The name Fabrizio Moretti will ring a bell with music fans of a rock ‘n’ roll persuasion.

So too though, it turns out, with those who have an interest in Renaissance art.

In one of the more intriguing career moves of recent times, the 39-year-old drummer from The Strokes has teamed up with his Italian art dealer namesake, 45, to put a fresh spin on some classic paintings and sculptures.

Fabrizio Moretti x Fabrizio Moretti: In Passing, sees the pair join forces to create a series of immersive installations, showcasing a selection of “old masters” at Sotheby’s New York.

The exhibition is intended to re-introduce the works – which will then be auctioned off – in a more contemporary way.

“They approached me and said ‘did you know about this art collector?'” explains the younger Moretti.

“And I said I did because he used to have [a gallery] on 80-something street [in New York] and I would pass it and be like ‘Hey, I recognise that man!’

“They said: ‘Maybe there’s something to you guys collaborating.’ And I thought about it for a while and I figured that if it stayed at just me coming up with a playlist or something for it – I thought maybe that would be a little uninteresting at my end.'”

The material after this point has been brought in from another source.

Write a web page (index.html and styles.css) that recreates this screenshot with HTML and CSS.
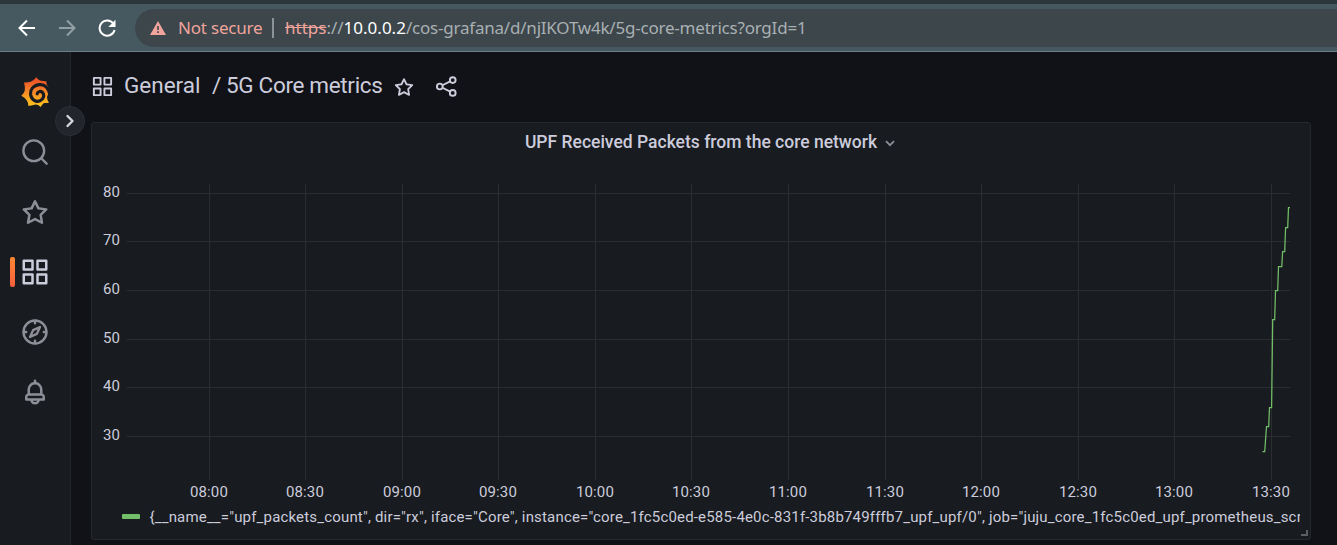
FILE: index.html
```
<!DOCTYPE html>
<html lang="en">
<head>
<meta charset="utf-8">
<title>5G Core metrics</title>
<link rel="stylesheet" href="styles.css">
</head>
<body>
<svg class="defs" width="0" height="0">
  <symbol id="star" viewBox="0 0 24 24"><path fill="currentColor" d="M22,9.67A1,1,0,0,0,21.14,9l-5.69-.83L12.9,3a1,1,0,0,0-1.8,0L8.55,8.16,2.86,9a1,1,0,0,0-.81.68,1,1,0,0,0,.25,1l4.13,4-1,5.68A1,1,0,0,0,6.9,21.44L12,18.77l5.1,2.67a.93.93,0,0,0,.46.12,1,1,0,0,0,.59-.19,1,1,0,0,0,.4-1l-1-5.68,4.13-4A1,1,0,0,0,22,9.67Zm-6.15,4a1,1,0,0,0-.29.88l.72,4.2-3.76-2a1.06,1.06,0,0,0-.94,0l-3.76,2,.72-4.2a1,1,0,0,0-.29-.88l-3-3,4.21-.61a1,1,0,0,0,.76-.55L12,5.7l1.88,3.82a1,1,0,0,0,.76.55l4.21.61Z"/></symbol>
  <symbol id="apps" viewBox="0 0 24 24"><path fill="none" stroke="currentColor" stroke-width="2" stroke-linejoin="round" d="M3 3h7v7H3zM14 3h7v7h-7zM3 14h7v7H3zM14 14h7v7h-7z"/></symbol>
</svg>

<header class="browser">
  <nav class="browser-nav">
    <svg class="nav-icon" viewBox="0 0 18 18"><path d="M17 9H2M9 1.500L1.500 9L9 16.500"/></svg>
    <svg class="nav-icon dim" viewBox="0 0 18 18"><path d="M1 9H16M9 1.500L16.500 9L9 16.500"/></svg>
    <svg class="nav-icon" viewBox="0 0 18 18"><path d="M15.300 4.500A7.600 7.600 0 1 0 16.600 11"/><path class="solid" d="M17.500.8V8H10.300z"/></svg>
  </nav>
  <div class="address">
    <svg class="warn" viewBox="0 0 16 14"><path fill="#f0a49c" d="M8 0L16 14H0z"/><path stroke="#3c464b" stroke-width="1.600" d="M8 5v4M8 10.300v1.700"/></svg>
    <span class="insecure">Not secure</span>
    <span class="divider"></span>
    <span class="url"><span class="scheme">https</span><span class="sep">://</span><span class="host">10.0.0.2</span><span class="path">/cos-grafana/d/njIKOTw4k/5g-core-metrics?orgId=1</span></span>
  </div>
</header>

<div class="app">
  <aside class="sidebar">
    <div class="side-item logo">
      <svg width="30" height="31" viewBox="0 0 30 31">
        <defs><linearGradient id="sun" x1="0" y1="0" x2="0" y2="1"><stop offset="0.1" stop-color="#ed5529"/><stop offset="0.500" stop-color="#f58a28"/><stop offset="1" stop-color="#fcc91a"/></linearGradient></defs>
        <path fill="url(#sun)" d="M15.300.3Q17 3 19 3.500Q22 4.300 25.300 4.200Q25.300 6.500 26 8Q28.500 11 28 15L26 20Q26 23 28 25.700Q25 26.200 23 26Q21 27.500 19.700 30Q17 27.500 14.500 27.600Q11 29 7.300 28.700Q7.300 25.500 5.800 23.500Q4 20.500.3 18.700Q3.300 16 3.800 13.500Q4.200 9.500 3 5.500Q6.500 5.700 9.700 4.700Q13 3.500 15.300.3Z"/>
        <path fill="none" stroke="#181b1f" stroke-width="3.200" stroke-linecap="round" d="M28.800 17C27 9.500 22.500 7 18 7.700C12 8.700 9 13 9.700 18C10.600 23 15 25.300 19 23.800C22.500 22.300 23.600 18.500 21.800 15.800C20 13.500 16.700 14.200 16.200 16.800"/>
      </svg>
    </div>
    <div class="side-item"><svg class="side-icon" viewBox="0 0 24 24"><g fill="none" stroke="currentColor" stroke-width="1.900" stroke-linecap="round"><circle cx="11" cy="11" r="8.300"/><path d="M17 17l4.300 4.300"/></g></svg></div>
    <div class="side-item"><svg class="side-icon"><use href="#star"/></svg></div>
    <div class="side-item active"><svg class="side-icon"><use href="#apps"/></svg></div>
    <div class="side-item"><svg class="side-icon" viewBox="0 0 24 24"><g fill="none" stroke="currentColor" stroke-width="1.900" stroke-linecap="round" stroke-linejoin="round"><circle cx="12" cy="12" r="9.200"/><path d="M12 3v2M12 19v2M3 12h2M19 12h2M16 8L13.500 13.500L8 16L10.500 10.500z"/></g></svg></div>
    <div class="side-item"><svg class="side-icon" viewBox="0 0 24 24"><path fill="currentColor" d="M18,13.180V10a6,6,0,0,0-5-5.910V3a1,1,0,0,0-2,0V4.090A6,6,0,0,0,6,10v3.180A3,3,0,0,0,4,16v2a1,1,0,0,0,1,1H8.140a4,4,0,0,0,7.720,0H19a1,1,0,0,0,1-1V16A3,3,0,0,0,18,13.180ZM8,10a4,4,0,0,1,8,0v3H8Zm4,10a2,2,0,0,1-1.720-1h3.440A2,2,0,0,1,12,20Zm6-3H6V16a1,1,0,0,1,1-1H17a1,1,0,0,1,1,1Z"/></svg></div>
    <div class="expand"><svg width="10" height="14" viewBox="0 0 10 14"><path d="M2.500 2L7.500 7L2.500 12"/></svg></div>
  </aside>

  <main class="main">
    <div class="crumbs">
      <svg class="crumb-apps"><use href="#apps"/></svg>
      <span class="folder">General</span><span class="slash">/</span><span class="dash">5G Core metrics</span>
      <svg class="crumb-star"><use href="#star"/></svg>
      <svg class="crumb-share" viewBox="0 0 24 24"><g fill="none" stroke="currentColor" stroke-width="2"><circle cx="5" cy="12" r="3"/><circle cx="18.500" cy="5.300" r="3"/><circle cx="18.500" cy="18.700" r="3"/><path d="M7.800 10.700L15.800 6.700M7.800 13.300L15.800 17.300"/></g></svg>
    </div>

    <section class="panel">
      <h2 class="panel-title"><span>UPF Received Packets from the core network</span><svg width="10" height="7" viewBox="0 0 10 7"><path d="M1 1.200L5 5.200L9 1.200"/></svg></h2>
      <svg class="chart" width="1218" height="341" viewBox="92 162 1218 341">
        <path class="grid" d="M127 193.500H1290M127 241.500H1290M127 290.500H1290M127 339.500H1290M127 387.500H1290M127 436.500H1290M209.500 184V480M305.500 184V480M402.500 184V480M498.500 184V480M595.500 184V480M691.500 184V480M788.500 184V480M885.500 184V480M981.500 184V480M1078.500 184V480M1174.500 184V480M1271.500 184V480"/>
        <g class="tick y">
          <text x="120" y="197">80</text><text x="120" y="245">70</text><text x="120" y="294">60</text><text x="120" y="343">50</text><text x="120" y="391">40</text><text x="120" y="440">30</text>
        </g>
        <g class="tick x">
          <text x="209" y="497">08:00</text><text x="305" y="497">08:30</text><text x="402" y="497">09:00</text><text x="498" y="497">09:30</text><text x="595" y="497">10:00</text><text x="691" y="497">10:30</text><text x="788" y="497">11:00</text><text x="885" y="497">11:30</text><text x="981" y="497">12:00</text><text x="1078" y="497">12:30</text><text x="1174" y="497">13:00</text><text x="1271" y="497">13:30</text>
        </g>
        <path class="series" d="M1262.500 451.500H1264.700L1266.500 426.500H1268.700L1269.500 407.500H1271.600L1272.700 319.500H1274.700L1275.500 290.500H1277.700L1278.500 266.500H1281.800L1282.600 251.500H1284.700L1285.600 227.500H1287.700L1288.500 207.500H1290"/>
      </svg>
      <div class="legend"><span class="swatch"></span><span class="legend-text">{__name__="upf_packets_count", dir="rx", iface="Core", instance="core_1fc5c0ed-e585-4e0c-831f-3b8b749fffb7_upf_upf/0", job="juju_core_1fc5c0ed_upf_prometheus_scr</span></div>
      <span class="resize"></span>
    </section>
  </main>
</div>
</body>
</html>
```
FILE: styles.css
```
* { box-sizing: border-box; }
body {
  margin: 0;
  width: 1337px;
  height: 545px;
  overflow: hidden;
  display: flex;
  flex-direction: column;
  background: #111217;
  color: #ccccdc;
  font-family: Roboto, sans-serif;
}
svg { display: block; flex: none; }
.defs { position: absolute; }

.browser {
  height: 52px;
  flex: none;
  display: flex;
  padding-top: 5px;
  border-top: 4px solid #2c373c;
  border-bottom: 1px solid #6c7d84;
  background: #475960;
}
.browser-nav {
  width: 135px;
  height: 37px;
  padding-left: 18px;
  display: flex;
  align-items: center;
  gap: 22px;
}
.nav-icon { width: 18px; height: 18px; fill: none; stroke: #fff; stroke-width: 2; }
.nav-icon.dim { stroke: #92a0a6; }
.nav-icon .solid { fill: #fff; stroke: none; }
.address {
  flex: 1;
  height: 38px;
  display: flex;
  align-items: center;
  padding-left: 15px;
  border-radius: 19px 0 0 19px;
  background: #3c464b;
  font: 17px/38px "Noto Sans", sans-serif;
  white-space: nowrap;
}
.warn { width: 16px; height: 14px; }
.insecure { width: 84px; margin-left: 12px; color: #f0a49c; letter-spacing: -0.2px; }
.divider { width: 2px; height: 20px; margin: 0 11px 0 10px; background: #8b9397; }
.url { color: #a9b0b3; }
.scheme { color: #f0a49c; text-decoration: line-through; }
.host { color: #fff; }
.path { letter-spacing: -0.21px; }

.app { flex: 1; display: flex; min-height: 0; }
.sidebar {
  position: relative;
  width: 71px;
  flex: none;
  border-right: 1px solid #24272c;
  background: #181b1f;
  color: #8e8e99;
  padding-top: 10px;
}
.side-item { position: relative; height: 60px; display: flex; align-items: center; justify-content: center; }
.logo { padding-left: 1px; }
.side-icon { width: 30px; height: 30px; }
.active { color: #ccccdc; }
.active::before {
  content: "";
  position: absolute;
  left: 10px;
  top: 15px;
  width: 5px;
  height: 30px;
  border-radius: 2px;
  background: linear-gradient(#ff8833, #f55f3e);
}
.expand {
  position: absolute;
  left: 55px;
  top: 54px;
  width: 30px;
  height: 30px;
  border: 1px solid #2d2f35;
  border-radius: 50%;
  background: #22252b;
  display: flex;
  align-items: center;
  justify-content: center;
}
.expand path { fill: none; stroke: #d5d5e2; stroke-width: 2.4; stroke-linecap: round; stroke-linejoin: round; }

.main { flex: 1; min-width: 0; padding-left: 20px; }
.crumbs {
  height: 70px;
  display: flex;
  align-items: center;
  font-size: 22.5px;
  line-height: 28px;
  white-space: nowrap;
}
.crumbs span { margin-top: -4px; }
.crumb-apps { width: 23px; height: 23px; margin: -1px 10px 0 0; }
.folder { width: 88px; }
.slash { width: 14px; }
.dash { width: 157px; letter-spacing: -0.33px; }
.crumb-star { width: 22px; height: 22px; margin: 0 0 0 10px; }
.crumb-share { width: 23px; height: 23px; margin: -1px 0 0 19.5px; }

.panel {
  position: relative;
  width: 1220px;
  height: 418px;
  border: 1px solid #25282c;
  border-radius: 3px;
  background: #181b1f;
}
.panel-title {
  height: 39px;
  margin: 0;
  padding: 0 0 2px 18px;
  display: flex;
  align-items: center;
  justify-content: center;
  gap: 8px;
  font-size: 17.5px;
  font-weight: 500;
}
.panel-title svg { margin-top: 4px; }
.panel-title path { fill: none; stroke: #8e8e99; stroke-width: 1.8; }
.grid { fill: none; stroke: #2b2e30; }
.tick { font-size: 15px; letter-spacing: 0.1px; fill: #ccccdc; }
.tick.y { text-anchor: end; }
.tick.x { text-anchor: middle; }
.series { fill: none; stroke: #73bf69; stroke-width: 1.25; }
.legend {
  height: 28px;
  width: 1208px;
  padding-left: 30px;
  display: flex;
  align-items: center;
  overflow: hidden;
  font-size: 15px;
  letter-spacing: 0.175px;
  white-space: nowrap;
}
.swatch { width: 18px; height: 5px; margin: -1px 9.5px 0 0; border-radius: 1px; background: #73bf69; flex: none; }
.resize {
  position: absolute;
  right: 2px;
  bottom: 3px;
  width: 7px;
  height: 6px;
  border-right: 2px solid #5c5e62;
  border-bottom: 2px solid #5c5e62;
}
```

He adds: “But if they gave me the opportunity to get my hands dirty, it would be totally worth it, and they gave me the opportunity.”

The musician, whose lifelong love of art began with his obsession for drawing endless pictures of horses as a kid, jokingly tells the BBC how they then let him “go crazy” in one of the world’s largest brokers of fine art.

“They showed me all the forgeries that they have, and how they sell for millions of dollars.”

He laughs as he says: “Like: ‘This is Picasso… Oh, it’s actually Fred Picasso!’.”

“‘He sold this painting twice!’,” he jokes.

[Sotheby’s made it clear to me they understood Fabrizio was joking.]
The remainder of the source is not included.